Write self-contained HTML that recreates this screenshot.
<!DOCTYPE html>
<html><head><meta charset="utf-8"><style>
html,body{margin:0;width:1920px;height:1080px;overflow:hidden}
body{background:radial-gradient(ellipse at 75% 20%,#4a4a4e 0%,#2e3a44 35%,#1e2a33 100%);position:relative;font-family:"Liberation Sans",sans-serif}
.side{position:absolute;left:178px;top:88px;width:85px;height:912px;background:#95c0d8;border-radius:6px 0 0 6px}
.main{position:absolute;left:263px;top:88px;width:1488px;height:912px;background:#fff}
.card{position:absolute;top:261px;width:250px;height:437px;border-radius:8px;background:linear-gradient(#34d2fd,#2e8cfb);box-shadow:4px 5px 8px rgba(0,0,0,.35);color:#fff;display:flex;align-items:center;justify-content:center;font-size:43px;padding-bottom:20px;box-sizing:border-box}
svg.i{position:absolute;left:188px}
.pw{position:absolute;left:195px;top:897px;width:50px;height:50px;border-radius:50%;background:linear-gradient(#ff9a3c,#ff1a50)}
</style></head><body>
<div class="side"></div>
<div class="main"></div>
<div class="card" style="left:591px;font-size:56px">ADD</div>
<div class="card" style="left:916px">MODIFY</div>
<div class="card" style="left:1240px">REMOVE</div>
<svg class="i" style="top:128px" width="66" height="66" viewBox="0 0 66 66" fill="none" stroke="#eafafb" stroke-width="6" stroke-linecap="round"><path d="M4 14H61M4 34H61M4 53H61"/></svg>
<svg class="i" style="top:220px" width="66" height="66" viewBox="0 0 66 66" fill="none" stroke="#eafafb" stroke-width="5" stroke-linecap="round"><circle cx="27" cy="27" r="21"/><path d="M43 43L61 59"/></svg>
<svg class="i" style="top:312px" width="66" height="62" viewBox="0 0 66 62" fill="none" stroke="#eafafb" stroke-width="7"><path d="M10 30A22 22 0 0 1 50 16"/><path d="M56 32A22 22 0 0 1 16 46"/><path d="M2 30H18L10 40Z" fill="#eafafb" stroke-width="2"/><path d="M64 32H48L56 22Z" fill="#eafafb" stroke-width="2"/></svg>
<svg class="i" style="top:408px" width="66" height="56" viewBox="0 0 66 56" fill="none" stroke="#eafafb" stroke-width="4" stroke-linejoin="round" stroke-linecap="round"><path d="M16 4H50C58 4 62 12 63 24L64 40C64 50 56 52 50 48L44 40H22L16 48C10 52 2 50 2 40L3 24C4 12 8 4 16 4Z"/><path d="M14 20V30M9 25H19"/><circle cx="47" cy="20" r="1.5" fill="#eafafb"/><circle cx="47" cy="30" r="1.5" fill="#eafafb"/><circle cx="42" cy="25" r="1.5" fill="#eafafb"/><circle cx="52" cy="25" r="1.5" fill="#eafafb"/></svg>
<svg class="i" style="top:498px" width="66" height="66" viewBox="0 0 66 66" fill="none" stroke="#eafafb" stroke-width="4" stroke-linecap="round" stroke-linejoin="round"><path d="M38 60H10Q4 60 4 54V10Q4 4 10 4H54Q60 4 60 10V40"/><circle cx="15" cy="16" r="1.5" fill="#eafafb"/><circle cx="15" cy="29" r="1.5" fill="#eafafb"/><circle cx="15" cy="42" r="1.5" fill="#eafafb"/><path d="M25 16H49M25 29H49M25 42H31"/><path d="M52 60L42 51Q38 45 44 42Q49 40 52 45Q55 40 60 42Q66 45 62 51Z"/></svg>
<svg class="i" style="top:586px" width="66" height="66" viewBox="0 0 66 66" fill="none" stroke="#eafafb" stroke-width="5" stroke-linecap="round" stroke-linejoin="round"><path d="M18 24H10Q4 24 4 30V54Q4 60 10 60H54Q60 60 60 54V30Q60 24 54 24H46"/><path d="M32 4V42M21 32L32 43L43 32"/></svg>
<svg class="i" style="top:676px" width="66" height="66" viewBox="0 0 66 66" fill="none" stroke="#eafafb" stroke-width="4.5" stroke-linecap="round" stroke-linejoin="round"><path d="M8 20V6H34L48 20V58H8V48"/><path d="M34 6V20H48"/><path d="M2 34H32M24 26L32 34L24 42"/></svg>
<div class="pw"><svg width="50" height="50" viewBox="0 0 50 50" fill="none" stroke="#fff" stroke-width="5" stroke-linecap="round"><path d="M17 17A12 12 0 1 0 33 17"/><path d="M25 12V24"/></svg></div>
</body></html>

==

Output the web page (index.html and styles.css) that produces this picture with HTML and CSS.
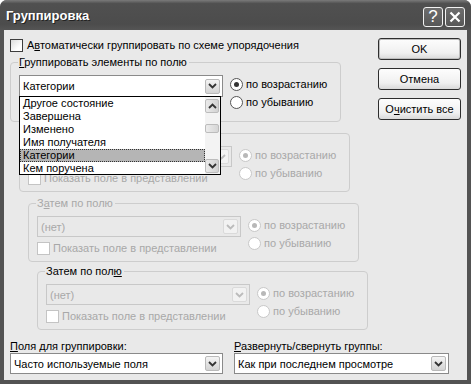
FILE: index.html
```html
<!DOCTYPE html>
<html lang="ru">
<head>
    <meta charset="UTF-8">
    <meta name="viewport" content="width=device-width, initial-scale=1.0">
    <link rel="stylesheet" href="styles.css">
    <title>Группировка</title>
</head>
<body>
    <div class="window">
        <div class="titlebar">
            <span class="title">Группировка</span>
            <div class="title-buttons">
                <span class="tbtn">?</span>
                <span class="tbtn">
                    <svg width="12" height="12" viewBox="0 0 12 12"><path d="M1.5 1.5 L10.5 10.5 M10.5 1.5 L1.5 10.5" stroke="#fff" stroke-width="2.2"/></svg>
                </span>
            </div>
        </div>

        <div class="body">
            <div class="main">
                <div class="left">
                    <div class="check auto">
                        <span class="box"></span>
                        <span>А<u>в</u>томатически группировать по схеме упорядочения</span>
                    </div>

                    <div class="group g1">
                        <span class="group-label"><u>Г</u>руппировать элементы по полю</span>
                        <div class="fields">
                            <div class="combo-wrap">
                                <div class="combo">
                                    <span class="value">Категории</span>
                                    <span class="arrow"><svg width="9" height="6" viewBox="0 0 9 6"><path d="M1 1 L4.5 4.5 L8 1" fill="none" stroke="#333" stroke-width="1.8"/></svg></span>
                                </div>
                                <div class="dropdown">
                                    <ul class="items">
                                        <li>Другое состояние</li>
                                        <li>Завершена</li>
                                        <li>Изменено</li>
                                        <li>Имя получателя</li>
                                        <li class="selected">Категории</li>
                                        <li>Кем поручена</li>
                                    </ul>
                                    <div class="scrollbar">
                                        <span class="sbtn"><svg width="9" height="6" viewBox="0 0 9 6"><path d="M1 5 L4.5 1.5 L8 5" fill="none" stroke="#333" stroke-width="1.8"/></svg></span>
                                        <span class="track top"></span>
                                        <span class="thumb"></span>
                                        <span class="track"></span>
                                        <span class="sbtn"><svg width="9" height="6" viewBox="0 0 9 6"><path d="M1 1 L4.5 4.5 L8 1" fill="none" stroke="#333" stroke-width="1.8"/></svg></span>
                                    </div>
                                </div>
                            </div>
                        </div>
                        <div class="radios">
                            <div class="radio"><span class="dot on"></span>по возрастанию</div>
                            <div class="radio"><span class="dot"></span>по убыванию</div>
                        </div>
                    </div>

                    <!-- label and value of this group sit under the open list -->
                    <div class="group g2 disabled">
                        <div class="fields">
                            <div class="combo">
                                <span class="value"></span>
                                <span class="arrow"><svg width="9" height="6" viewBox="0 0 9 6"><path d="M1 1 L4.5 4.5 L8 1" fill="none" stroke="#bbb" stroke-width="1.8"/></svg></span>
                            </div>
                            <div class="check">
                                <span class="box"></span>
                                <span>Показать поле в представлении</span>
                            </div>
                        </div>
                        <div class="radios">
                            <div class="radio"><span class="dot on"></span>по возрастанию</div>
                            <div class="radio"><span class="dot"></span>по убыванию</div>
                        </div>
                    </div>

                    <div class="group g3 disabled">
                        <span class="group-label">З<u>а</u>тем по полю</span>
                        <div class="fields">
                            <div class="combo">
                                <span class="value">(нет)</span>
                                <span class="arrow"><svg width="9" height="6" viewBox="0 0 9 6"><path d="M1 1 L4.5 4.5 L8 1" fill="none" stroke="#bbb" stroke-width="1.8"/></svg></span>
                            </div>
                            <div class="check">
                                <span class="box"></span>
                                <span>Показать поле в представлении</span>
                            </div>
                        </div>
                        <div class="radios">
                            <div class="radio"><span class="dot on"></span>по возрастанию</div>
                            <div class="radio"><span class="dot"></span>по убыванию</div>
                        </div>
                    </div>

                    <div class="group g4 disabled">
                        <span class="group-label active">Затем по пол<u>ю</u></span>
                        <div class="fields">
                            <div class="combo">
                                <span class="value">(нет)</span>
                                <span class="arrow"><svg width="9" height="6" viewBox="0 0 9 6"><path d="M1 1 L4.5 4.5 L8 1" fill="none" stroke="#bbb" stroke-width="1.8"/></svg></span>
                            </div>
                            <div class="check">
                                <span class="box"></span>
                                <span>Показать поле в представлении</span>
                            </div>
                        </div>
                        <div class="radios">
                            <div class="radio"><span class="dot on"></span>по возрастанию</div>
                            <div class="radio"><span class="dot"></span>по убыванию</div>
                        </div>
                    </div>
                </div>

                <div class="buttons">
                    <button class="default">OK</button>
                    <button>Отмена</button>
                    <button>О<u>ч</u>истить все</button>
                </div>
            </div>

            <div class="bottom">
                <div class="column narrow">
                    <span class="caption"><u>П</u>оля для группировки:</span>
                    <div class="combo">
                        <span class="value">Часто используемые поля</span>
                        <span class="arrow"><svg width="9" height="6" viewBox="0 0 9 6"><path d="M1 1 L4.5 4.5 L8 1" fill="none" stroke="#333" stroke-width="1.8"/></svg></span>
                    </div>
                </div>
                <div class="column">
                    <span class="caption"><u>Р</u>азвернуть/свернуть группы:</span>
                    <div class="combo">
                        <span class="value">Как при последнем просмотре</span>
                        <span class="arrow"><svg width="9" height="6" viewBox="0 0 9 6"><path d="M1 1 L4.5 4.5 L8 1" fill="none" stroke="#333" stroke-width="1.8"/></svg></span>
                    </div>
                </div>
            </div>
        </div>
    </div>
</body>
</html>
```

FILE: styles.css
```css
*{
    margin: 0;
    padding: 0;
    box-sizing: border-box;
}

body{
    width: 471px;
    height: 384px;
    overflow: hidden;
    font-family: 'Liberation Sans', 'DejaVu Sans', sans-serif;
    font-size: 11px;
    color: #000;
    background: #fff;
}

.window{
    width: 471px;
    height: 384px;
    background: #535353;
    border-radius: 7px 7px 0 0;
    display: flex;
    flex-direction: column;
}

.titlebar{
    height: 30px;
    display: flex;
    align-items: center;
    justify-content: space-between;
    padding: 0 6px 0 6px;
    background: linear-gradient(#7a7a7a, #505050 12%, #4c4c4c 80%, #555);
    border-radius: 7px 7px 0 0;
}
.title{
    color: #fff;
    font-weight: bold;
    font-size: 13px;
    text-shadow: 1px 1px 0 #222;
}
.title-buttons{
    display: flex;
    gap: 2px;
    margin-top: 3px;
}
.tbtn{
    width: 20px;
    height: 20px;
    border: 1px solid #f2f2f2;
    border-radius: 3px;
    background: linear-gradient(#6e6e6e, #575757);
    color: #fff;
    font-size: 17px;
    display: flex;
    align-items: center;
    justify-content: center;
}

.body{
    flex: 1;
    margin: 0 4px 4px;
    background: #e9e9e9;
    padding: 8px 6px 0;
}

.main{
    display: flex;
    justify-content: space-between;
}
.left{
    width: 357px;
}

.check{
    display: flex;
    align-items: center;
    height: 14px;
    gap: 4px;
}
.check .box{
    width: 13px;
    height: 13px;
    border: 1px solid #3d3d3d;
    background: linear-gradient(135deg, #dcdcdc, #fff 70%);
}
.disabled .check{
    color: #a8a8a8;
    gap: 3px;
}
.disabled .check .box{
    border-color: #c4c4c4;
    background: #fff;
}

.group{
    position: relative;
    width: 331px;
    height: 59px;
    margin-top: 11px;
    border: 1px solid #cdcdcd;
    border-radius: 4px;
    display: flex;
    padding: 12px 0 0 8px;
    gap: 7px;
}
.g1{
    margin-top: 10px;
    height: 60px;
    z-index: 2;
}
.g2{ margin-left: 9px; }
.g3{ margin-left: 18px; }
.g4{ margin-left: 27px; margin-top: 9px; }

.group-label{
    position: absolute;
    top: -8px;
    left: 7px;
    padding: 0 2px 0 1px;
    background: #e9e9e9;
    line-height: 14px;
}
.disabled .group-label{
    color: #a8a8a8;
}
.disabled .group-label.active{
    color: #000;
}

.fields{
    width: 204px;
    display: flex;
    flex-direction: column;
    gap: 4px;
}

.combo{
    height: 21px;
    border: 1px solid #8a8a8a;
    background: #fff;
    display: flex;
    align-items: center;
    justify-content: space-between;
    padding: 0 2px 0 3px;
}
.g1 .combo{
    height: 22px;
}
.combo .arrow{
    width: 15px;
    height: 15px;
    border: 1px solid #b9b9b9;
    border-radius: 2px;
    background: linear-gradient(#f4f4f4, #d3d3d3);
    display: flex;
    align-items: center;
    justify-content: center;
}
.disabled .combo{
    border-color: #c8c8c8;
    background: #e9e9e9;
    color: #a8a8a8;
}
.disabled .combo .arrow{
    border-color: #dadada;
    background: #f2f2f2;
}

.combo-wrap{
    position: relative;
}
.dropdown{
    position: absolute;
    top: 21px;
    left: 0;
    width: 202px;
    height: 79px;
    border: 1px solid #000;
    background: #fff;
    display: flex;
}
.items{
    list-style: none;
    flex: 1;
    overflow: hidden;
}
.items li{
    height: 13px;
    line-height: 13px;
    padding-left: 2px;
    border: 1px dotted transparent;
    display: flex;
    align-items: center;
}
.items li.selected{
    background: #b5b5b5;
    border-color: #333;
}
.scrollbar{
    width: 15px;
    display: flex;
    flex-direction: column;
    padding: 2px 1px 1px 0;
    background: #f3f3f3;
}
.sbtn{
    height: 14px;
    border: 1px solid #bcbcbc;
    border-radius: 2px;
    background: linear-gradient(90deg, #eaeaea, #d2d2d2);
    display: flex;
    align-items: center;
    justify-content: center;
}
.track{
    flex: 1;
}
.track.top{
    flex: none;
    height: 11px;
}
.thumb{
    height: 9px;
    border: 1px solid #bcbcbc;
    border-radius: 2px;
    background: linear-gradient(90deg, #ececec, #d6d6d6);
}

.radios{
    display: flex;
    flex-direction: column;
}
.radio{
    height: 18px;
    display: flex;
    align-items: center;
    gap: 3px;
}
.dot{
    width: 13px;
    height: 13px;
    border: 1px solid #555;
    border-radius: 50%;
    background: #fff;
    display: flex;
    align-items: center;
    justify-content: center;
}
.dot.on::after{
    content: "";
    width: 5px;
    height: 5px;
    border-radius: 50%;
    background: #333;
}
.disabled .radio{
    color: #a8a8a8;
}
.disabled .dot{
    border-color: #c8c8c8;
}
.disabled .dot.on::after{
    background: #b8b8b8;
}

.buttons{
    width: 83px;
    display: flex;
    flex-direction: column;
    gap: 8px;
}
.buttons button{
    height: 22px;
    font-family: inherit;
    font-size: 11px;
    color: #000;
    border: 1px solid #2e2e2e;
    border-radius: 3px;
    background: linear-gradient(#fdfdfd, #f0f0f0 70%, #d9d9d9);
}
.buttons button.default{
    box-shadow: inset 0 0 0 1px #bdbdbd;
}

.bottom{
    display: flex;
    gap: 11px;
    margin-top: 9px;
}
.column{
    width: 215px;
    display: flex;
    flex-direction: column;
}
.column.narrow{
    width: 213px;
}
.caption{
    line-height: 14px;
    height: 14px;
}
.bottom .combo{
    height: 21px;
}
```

==

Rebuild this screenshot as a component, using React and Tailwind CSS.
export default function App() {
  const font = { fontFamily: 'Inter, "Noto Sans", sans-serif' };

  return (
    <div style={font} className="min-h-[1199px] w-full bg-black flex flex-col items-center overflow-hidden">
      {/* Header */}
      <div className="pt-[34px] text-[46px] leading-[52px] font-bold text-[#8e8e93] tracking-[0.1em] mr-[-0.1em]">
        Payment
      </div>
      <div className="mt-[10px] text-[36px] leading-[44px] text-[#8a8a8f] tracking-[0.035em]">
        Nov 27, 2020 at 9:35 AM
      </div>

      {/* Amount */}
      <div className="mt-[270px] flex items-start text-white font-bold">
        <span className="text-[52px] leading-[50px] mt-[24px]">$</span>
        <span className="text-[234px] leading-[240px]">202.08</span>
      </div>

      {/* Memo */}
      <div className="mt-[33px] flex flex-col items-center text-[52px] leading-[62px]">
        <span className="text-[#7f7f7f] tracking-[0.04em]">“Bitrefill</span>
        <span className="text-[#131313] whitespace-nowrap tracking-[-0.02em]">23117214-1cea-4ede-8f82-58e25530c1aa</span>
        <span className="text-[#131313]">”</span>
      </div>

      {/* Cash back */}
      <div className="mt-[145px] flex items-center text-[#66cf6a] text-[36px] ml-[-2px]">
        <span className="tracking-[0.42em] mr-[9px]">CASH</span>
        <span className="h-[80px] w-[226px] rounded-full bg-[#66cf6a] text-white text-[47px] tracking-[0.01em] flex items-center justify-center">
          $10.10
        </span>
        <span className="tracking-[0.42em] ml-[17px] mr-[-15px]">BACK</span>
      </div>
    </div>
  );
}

» **Written problem**
Report how many lines in this data include the string "screenshot", and nothing else.

» **Solved exercise**
2